Massimo lo ricordo, come tutti coloro che l’hanno conosciuto: eterno sigaro in bocca; tossicchiante; un po’ curvo; una eleganza ricercata e un’apparente, studiata, trasandatezza come certi personaggi dei film in bianco e nero; la parlata lenta e riflessiva; una cultura che ha in uggia il nozionismo, ma è figlia di attente, selezionate, ben assimilate letture; la battuta salace, fulminante; la memoria di ferro che gli consente di raccontare aneddoti remoti su tutti; una rete di conoscenze non comune, coltivata fin dai primi anni di università, quando studia filosofia e milita nella IV Internazionale, convinto trotskista, prima di approdare alle rive del Partito Radicale.
A “Radio Radicale” lo ricordo da sempre: le sue ormai leggendarie rassegne stampa mattutine, ma non solo; imperdibili anche gli “speciali giustizia”, e ben lo sanno i tanti magistrati a cui ha fatto le pulci con implacabile acribia. Ma soprattutto per le domenicali, fluviali, conversazioni con Marco Pannella: due ore in diretta, a parlare di tutto, su tutto, passato, presente, futuro; trasmissioni capaci di stroncare un bue, e lo so bene, per averne fatte anch’io.
Non era per nulla facile, tenere testa a Pannella. Non so se Marco lo faceva per reale amnesia, o per piccola provocazione, ma s’intestardiva, per esempio, a dare solo il nome di battesimo, delle persone che citava. E allora ecco un logorante slalom: quando citava Bettino o Giulio, il gioco era facile; ma se si arrivava a Vittorio, ce ne voleva per capire che intendeva il vecchio rivoluzionario comunista Vidali. Oppure Umberto ( Terracini), Gianna ( Preda), Fausto ( Gullo), Giano ( Accame).

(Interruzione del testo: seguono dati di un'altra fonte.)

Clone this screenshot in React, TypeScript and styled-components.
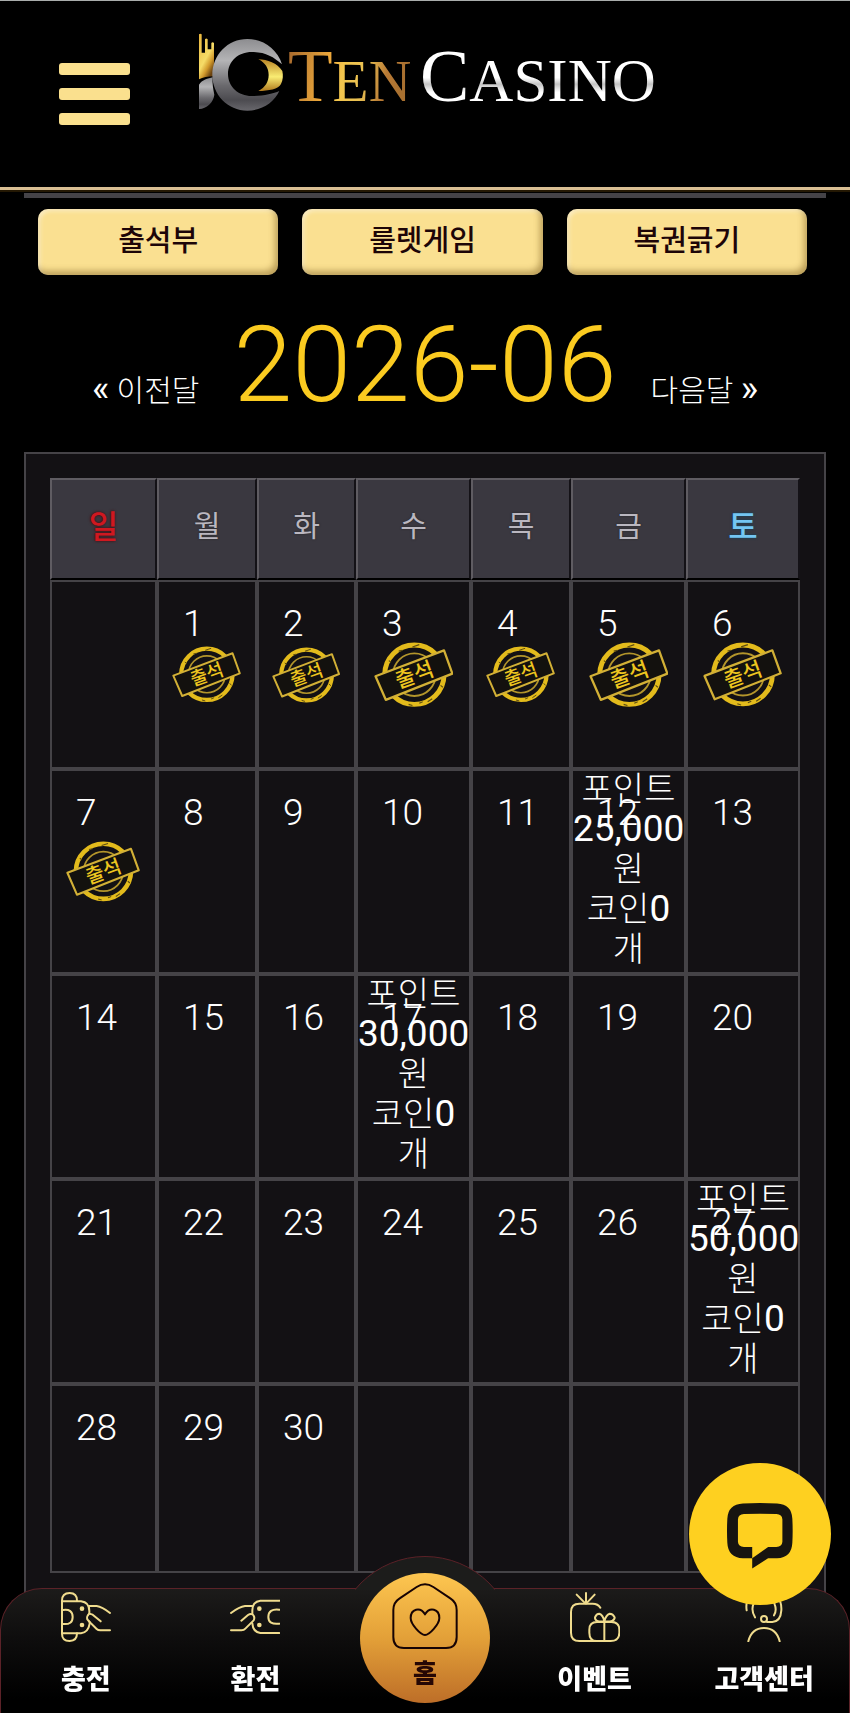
import React from "react";
import styled, { createGlobalStyle } from "styled-components";

const FONT = `Roboto, "Noto Sans CJK KR", sans-serif`;
const LINE = "#454347";

const GlobalStyle = createGlobalStyle`
  *, *::before, *::after { box-sizing: border-box; }
  body { margin: 0; background: #000; color: #fff; font-family: ${FONT}; }
  a { color: inherit; text-decoration: none; }
  button { font-family: inherit; border: 0; cursor: pointer; }
`;

const Page = styled.div`
  padding-bottom: 113px;
`;

const Header = styled.header`
  display: grid;
  grid-template-columns: 1fr auto 1fr;
  align-items: start;
  height: 190px;
  padding-top: 29px;
  border-top: 1px solid #a9adab;
  border-bottom: 3px solid #d9bf93;
  box-shadow: 0 2px 0 #241803;
`;

const MenuButton = styled.button`
  justify-self: start;
  display: flex;
  flex-direction: column;
  gap: 13px;
  width: 71px;
  margin: 33px 0 0 59px;
  padding: 0;
  background: none;
`;

const MenuBar = styled.span`
  height: 12px;
  border-radius: 3px;
  background: #fae08e;
`;

const Content = styled.main`
  margin: 3px 24px 0;
  border-top: 5px solid ${LINE};
`;

const TabBar = styled.nav`
  display: grid;
  grid-template-columns: repeat(3, 1fr);
  gap: 24px;
  padding: 11px 19px 0 14px;
`;

const TabButton = styled.button`
  height: 66px;
  padding: 0 0 3px;
  border-radius: 10px;
  background: #fae091;
  box-shadow: inset -3px -4px 6px rgba(110, 80, 20, 0.45), inset 2px 2px 4px rgba(255, 255, 255, 0.5);
  color: #1d0508;
  font-size: 29px;
  font-weight: 500;
  line-height: 40px;
`;

const MonthNav = styled.div`
  display: flex;
  justify-content: center;
  align-items: baseline;
  gap: 34px;
  height: 177px;
  padding-top: 30px;
`;

const MonthTitle = styled.h1`
  margin: 0;
  color: #fbcb20;
  font-size: 106px;
  font-weight: 300;
  line-height: 120px;
`;

const MonthLink = styled.a`
  font-size: 30px;
  font-weight: 300;
  line-height: 40px;
`;

const Arrow = styled.span`
  font-size: 37px;
  font-weight: 400;
`;

const Panel = styled.section`
  padding: 24px;
  border: 2px solid ${LINE};
  background: #131114;
`;

const Calendar = styled.table`
  width: 100%;
  table-layout: fixed;
  border-collapse: separate;
  border-spacing: 0;
`;

const DayHead = styled.th<{ $tone?: "sun" | "sat" }>`
  height: 102px;
  padding: 0 0 5px;
  border: 2px solid;
  border-color: #5f5c62 #141217 #000 #5f5c62;
  background: #3a3840;
  color: ${(p) => (p.$tone === "sun" ? "#cf1820" : p.$tone === "sat" ? "#74c6f2" : "#bab7c0")};
  font-size: ${(p) => (p.$tone ? 32 : 29)}px;
  font-weight: ${(p) => (p.$tone ? 500 : 400)};
  line-height: 40px;
  text-shadow: ${(p) =>
    p.$tone === "sun" ? "0 0 3px #4a0006" : p.$tone === "sat" ? "0 0 3px #08435f" : "0 0 2px #222"};
`;

const DayCell = styled.td<{ $tall?: boolean }>`
  position: relative;
  height: ${(p) => (p.$tall ? 205 : 189)}px;
  padding: 0;
  border: 2px solid ${LINE};
  text-align: center;
  vertical-align: middle;
`;

const DayNumber = styled.span`
  position: absolute;
  top: 22px;
  left: 24px;
  font-size: 37px;
  font-weight: 300;
  line-height: 40px;
`;

const Reward = styled.div`
  margin: -3px 0 3px;
  font-size: 34px;
  font-weight: 300;
  line-height: 40px;
  white-space: nowrap;
`;

const Amount = styled.b`
  font-size: 37px;
  font-weight: 400;
`;

const StampArt = styled.svg`
  display: block;
  width: 72%;
  margin: 0 auto;
`;

const BottomNav = styled.nav`
  position: fixed;
  left: 0;
  right: 0;
  bottom: 0;
  display: grid;
  grid-template-columns: repeat(5, 1fr);
  height: 125px;
  border: 1px solid #5c2228;
  border-bottom: 0;
  border-radius: 42px 42px 0 0;
  background: linear-gradient(#1c1b1a 0, #0e0d0d 50px, #000 110px);
`;

const Bump = styled.span`
  position: absolute;
  left: 50%;
  bottom: 123px;
  width: 140px;
  height: 34px;
  overflow: hidden;
  transform: translateX(-50%);

  &::before {
    content: "";
    position: absolute;
    top: 0;
    left: -21px;
    width: 182px;
    height: 182px;
    border: 1px solid #5c2228;
    border-radius: 50%;
    background: #1c1c1b;
  }
`;

const NavItem = styled.a`
  display: flex;
  flex-direction: column;
  align-items: center;
  gap: 18px;
  padding-top: 3px;
  font-size: 27px;
  font-weight: 900;
  line-height: 40px;
`;

const HomeItem = styled.a`
  position: relative;
  justify-self: center;
  display: flex;
  flex-direction: column;
  align-items: center;
  gap: 4px;
  width: 130px;
  height: 130px;
  margin-top: -16px;
  padding-top: 9px;
  border-radius: 50%;
  background: linear-gradient(#fdc650, #e3a038 50%, #bd6e28);
  color: #260704;
  font-size: 26px;
  font-weight: 900;
  line-height: 40px;
`;

const ChatButton = styled.button`
  position: fixed;
  right: 19px;
  bottom: 108px;
  display: flex;
  justify-content: center;
  align-items: center;
  width: 142px;
  height: 142px;
  padding: 4px 0 0;
  border-radius: 50%;
  background: #fed020;
`;

const Logo = () => (
  <svg width="464" height="92" viewBox="193 30 464 92" role="img" aria-label="Ten Casino">
    <defs>
      <linearGradient id="steel" x1="0" y1="0" x2="0" y2="1">
        <stop offset="0" stopColor="#8d8d90" />
        <stop offset="0.3" stopColor="#b4b4b6" />
        <stop offset="0.65" stopColor="#6a696d" />
        <stop offset="0.85" stopColor="#4c4b50" />
        <stop offset="1" stopColor="#68676c" />
      </linearGradient>
      <linearGradient id="hand" x1="0" y1="0" x2="0.6" y2="1">
        <stop offset="0" stopColor="#e9b53b" />
        <stop offset="0.6" stopColor="#f6dc67" />
        <stop offset="0.8" stopColor="#d29a2c" />
        <stop offset="1" stopColor="#6b4310" />
      </linearGradient>
      <linearGradient id="eye" x1="0" y1="0" x2="0" y2="1">
        <stop offset="0" stopColor="#b98424" />
        <stop offset="0.55" stopColor="#f9ec73" />
        <stop offset="1" stopColor="#b07a1d" />
      </linearGradient>
      <linearGradient id="gold" x1="0" y1="0" x2="1" y2="0.15">
        <stop offset="0" stopColor="#a3642c" />
        <stop offset="0.2" stopColor="#c98a35" />
        <stop offset="0.38" stopColor="#efa93b" />
        <stop offset="0.5" stopColor="#f3c64d" />
        <stop offset="0.68" stopColor="#e9c052" />
        <stop offset="0.85" stopColor="#b87a35" />
        <stop offset="1" stopColor="#a87030" />
      </linearGradient>
      <linearGradient id="silver" x1="0" y1="0" x2="0" y2="1">
        <stop offset="0.3" stopColor="#fff" />
        <stop offset="0.52" stopColor="#fff" />
        <stop offset="0.6" stopColor="#c4c4c4" />
        <stop offset="0.7" stopColor="#fff" />
      </linearGradient>
    </defs>
    <g transform="scale(0.33333)">
      <path
        fill="url(#hand)"
        d="M597 103q4-4 8 0V158h10V118q4-5 8 0V148h11V129q4-5 8 0V229C624 230 608 232 597 238Z"
      />
      <path fill="url(#steel)" d="M597 254C606 240 624 235 638 232C636 250 640 268 643 284C640 308 620 326 597 327Z" />
      <path
        fill="url(#steel)"
        d="M846 193C832 148 790 117 742 117C683 117 637 165 637 225C637 284 683 332 742 332C785 332 822 308 838 273C820 281 790 288 755 288C715 288 684 260 684 222C684 184 715 156 755 156C795 156 820 170 846 193Z"
      />
      <path
        fill="url(#eye)"
        d="M775 178C802 178 832 190 847 213C850 226 849 240 843 252C836 267 806 273 775 273C796 262 806 245 806 225C806 205 796 188 775 178Z"
      />
    </g>
    <g fontFamily="'Liberation Serif', serif">
      <text x="288" y="101" fontSize="73" fill="url(#gold)">
        T<tspan fontSize="59">EN</tspan>
      </text>
      <text x="420" y="101" fontSize="74" fill="url(#silver)">
        C<tspan fontSize="61">ASINO</tspan>
      </text>
    </g>
  </svg>
);

const Stamp = () => (
  <StampArt viewBox="0 0 210 172" role="img" aria-label="출석">
    <g transform="translate(-455 -601)" fill="none" stroke="#e3bb1c">
      <circle cx="561" cy="687" r="78" strokeWidth="13" />
      <circle cx="561" cy="687" r="56" strokeWidth="5" stroke="#b3952b" />
      <g stroke="#5d4c10" strokeWidth="3">
        <path d="M556 614l18-6M520 625l10-2M596 758l12-8M546 765l10 3M494 650l6 4M630 715l6 5M574 762l9-4" />
      </g>
      <path d="M459 691L639 623L661 684L486 753Z" fill="#13110e" strokeWidth="6" stroke="#d2b036" strokeLinejoin="round" />
      <text
        transform="rotate(-20 561 687)"
        x="561"
        y="707"
        textAnchor="middle"
        fontFamily="'Noto Sans CJK KR', sans-serif"
        fontSize="56"
        fontWeight="500"
        fill="#edc51f"
        stroke="none"
      >
        출석
      </text>
    </g>
  </StampArt>
);

const iconProps = {
  width: 50,
  height: 50,
  fill: "none",
  stroke: "#f0dc8e",
  strokeWidth: 6,
  strokeLinecap: "round" as const,
  strokeLinejoin: "round" as const,
  "aria-hidden": true,
};

const DepositIcon = () => (
  <svg {...iconProps} viewBox="180 155 150 150">
    <path d="M183 181V280Q183 302 206 302Q228 302 228 279M183 181Q183 158 206 158Q228 158 228 181" />
    <path d="M183 183H240Q265 186 265 212V219Q256 228 259 237L266 245V250Q262 276 240 279H183" />
    <path d="M186 209Q215 205 215 230Q215 254 186 251" />
    <path d="M264 197H287Q303 199 327 218M265 220L275 223L299 243M264 243L287 266Q291 270 298 270H327" />
    <circle cx="243" cy="205" r="4" fill="#f0dc8e" />
    <circle cx="243" cy="254" r="4" fill="#f0dc8e" />
  </svg>
);

const WithdrawIcon = () => (
  <svg {...iconProps} viewBox="690 155 150 150">
    <path d="M838 181H781Q757 184 757 210V219M757 249Q759 275 781 278H838" />
    <path d="M838 208Q805 204 805 230Q805 254 838 250" />
    <path d="M757 197H735Q718 199 693 218M724 241L744 224Q751 219 758 222Q766 230 761 240L736 265Q732 270 724 270H693" />
    <circle cx="778" cy="205" r="4" fill="#f0dc8e" />
    <circle cx="778" cy="254" r="4" fill="#f0dc8e" />
  </svg>
);

const EventIcon = () => (
  <svg {...iconProps} viewBox="450 455 150 150">
    <path d="M498 458V489M470 463L496 489M524 463L499 489" />
    <path d="M541 502Q534 490 518 490H478Q453 490 453 515V577Q453 602 478 602H572Q598 602 598 577V568Q598 545 574 545H531Q508 545 508 568V577Q508 602 530 602M553 545V602" />
    <path d="M553 543Q524 546 525 531Q529 520 538 520Q549 523 553 543Q558 523 569 520Q579 520 584 531Q584 546 553 543" />
  </svg>
);

const SupportIcon = () => (
  <svg {...iconProps} viewBox="960 455 150 150">
    <path d="M988 603Q998 563 1035 563Q1072 563 1082 603" />
    <path d="M983 510Q975 460 1035 458Q1090 460 1087 510Q1085 543 1060 545H1044M1008 531Q995 510 1004 489Q1010 470 1035 470Q1062 470 1067 492Q1074 510 1065 525" />
    <circle cx="1035" cy="536" r="9" />
  </svg>
);

const HomeIcon = () => (
  <svg
    width="68"
    height="68"
    viewBox="1173 123 204 204"
    fill="none"
    stroke="#170304"
    strokeWidth="6"
    strokeLinejoin="round"
    aria-hidden
  >
    <path d="M1180 207Q1180 184 1199 172L1250 138Q1275 122 1300 138L1351 172Q1370 184 1370 207V288Q1370 321 1338 321H1212Q1180 321 1180 288Z" />
    <path d="M1275 220C1261 196 1232 203 1232 231C1232 250 1262 282 1275 282C1288 282 1318 250 1318 231C1318 203 1289 196 1275 220Z" />
  </svg>
);

const ChatIcon = () => (
  <svg width="66" height="66" viewBox="921 189 199 198" fill="#171410" aria-hidden>
    <path
      fillRule="evenodd"
      d="M969 190Q1020 187 1072 190Q1116 192 1118 236Q1120 272 1118 308Q1116 353 1072 355H1045L997 386V355H969Q924 353 922 308Q920 272 922 236Q924 192 969 190ZM972 222Q955 223 954 238V305Q955 320 972 321H997V355L1045 321H1070Q1087 320 1088 305V238Q1087 223 1070 222Q1020 220 972 222Z"
    />
  </svg>
);

const COLUMN_WEIGHTS = [107, 100, 99, 115, 100, 115, 114];
const WEEKDAYS = ["일", "월", "화", "수", "목", "금", "토"];
const DAYS_IN_MONTH = 30;
const FIRST_WEEKDAY = 1;
const ATTENDED_THROUGH = 7;
const REWARDS: Record<number, string> = { 12: "25,000", 17: "30,000", 27: "50,000" };

const weeks = Array.from({ length: 5 }, (_, week) =>
  Array.from({ length: 7 }, (_, weekday) => {
    const day = week * 7 + weekday - FIRST_WEEKDAY + 1;
    return day >= 1 && day <= DAYS_IN_MONTH ? day : null;
  })
);

export default function App() {
  return (
    <Page>
      <GlobalStyle />
      <Header>
        <MenuButton aria-label="메뉴">
          <MenuBar />
          <MenuBar />
          <MenuBar />
        </MenuButton>
        <a href="#home">
          <Logo />
        </a>
      </Header>

      <Content>
        <TabBar>
          <TabButton>출석부</TabButton>
          <TabButton>룰렛게임</TabButton>
          <TabButton>복권긁기</TabButton>
        </TabBar>

        <MonthNav>
          <MonthLink href="#prev">
            <Arrow>«</Arrow> 이전달
          </MonthLink>
          <MonthTitle>2026-06</MonthTitle>
          <MonthLink href="#next">
            다음달 <Arrow>»</Arrow>
          </MonthLink>
        </MonthNav>

        <Panel>
          <Calendar>
            <colgroup>
              {COLUMN_WEIGHTS.map((w, i) => (
                <col key={i} width={w} />
              ))}
            </colgroup>
            <thead>
              <tr>
                {WEEKDAYS.map((name, i) => (
                  <DayHead key={name} scope="col" $tone={i === 0 ? "sun" : i === 6 ? "sat" : undefined}>
                    {name}
                  </DayHead>
                ))}
              </tr>
            </thead>
            <tbody>
              {weeks.map((week, w) => (
                <tr key={w}>
                  {week.map((day, d) => (
                    <DayCell key={d} $tall={w > 0 && w < 4}>
                      {day && <DayNumber>{day}</DayNumber>}
                      {day && day <= ATTENDED_THROUGH && <Stamp />}
                      {day && REWARDS[day] && (
                        <Reward>
                          포인트
                          <br />
                          <Amount>{REWARDS[day]}</Amount>
                          <br />
                          원
                          <br />
                          코인<Amount>0</Amount>
                          <br />개
                        </Reward>
                      )}
                    </DayCell>
                  ))}
                </tr>
              ))}
            </tbody>
          </Calendar>
        </Panel>
      </Content>

      <BottomNav>
        <Bump />
        <NavItem href="#deposit">
          <DepositIcon />
          충전
        </NavItem>
        <NavItem href="#withdraw">
          <WithdrawIcon />
          환전
        </NavItem>
        <HomeItem href="#home">
          <HomeIcon />홈
        </HomeItem>
        <NavItem href="#event">
          <EventIcon />
          이벤트
        </NavItem>
        <NavItem href="#support">
          <SupportIcon />
          고객센터
        </NavItem>
      </BottomNav>

      <ChatButton aria-label="채팅 상담">
        <ChatIcon />
      </ChatButton>
    </Page>
  );
}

Ha diretto la “Radio Radicale” con rara perizia per nove anni; posso assicurare, non era facile con un editore come Pannella: al tempo stesso libertario e liberale, ma implacabilmente rigoroso ed esigente. Fino a quella domenica del 9 luglio: quando all’improvviso, e in diretta, si dimette, dopo l’ennesimo battibecco con Pannella. Un altro si sarebbe sotterrato. Lui imperterrito, sostiene le sue ragioni. Riassumere i termini della questione, qui importa poco. La registrazione, peraltro è facilmente reperibile nel prezioso archivio di “Radio Radicale”. Si cita l’episodio solo per dire che erano entrambi caratteri forti, nessuno disposto a cedere di un millimetro dalle posizioni assunte. E’ stato molto discreto anche nell’andarsene “altrove”, Massimo. Si sapeva che era tormentato dello stesso male che anni fa ha stroncato Pannella; ma che le sue condizioni si fossero aggravate lo si è intuito solo perché da qualche settimana non compariva più, su Il Foglio, la rubrica quotidiana “Bordin Line”; e non era più al timone della rassegna “Stampa e regime” che curava dal lunedì al venerdì, anche quando, pensate, per qualche ragione i giornali non uscivano; da quei venti giornali che quotidianamente scandagliava, ne sapeva ricavare un ventunesimo, dove presente, passato e possibile futuro si fondevano: amante dei retroscena, senza mai perdere di vista la scena.
Ora basta: che a farla più lunga, lo stesso Massimo ne sarebbe infastidito. Già par di sentirlo, con quella sua eterna espressione tra il lusco e il brusco: «Non avete di meglio da fare? Leggetevi allora un libro» ; di sicuro ne indicherebbe qualcuno dell’amatissimo Leonardo Sciascia.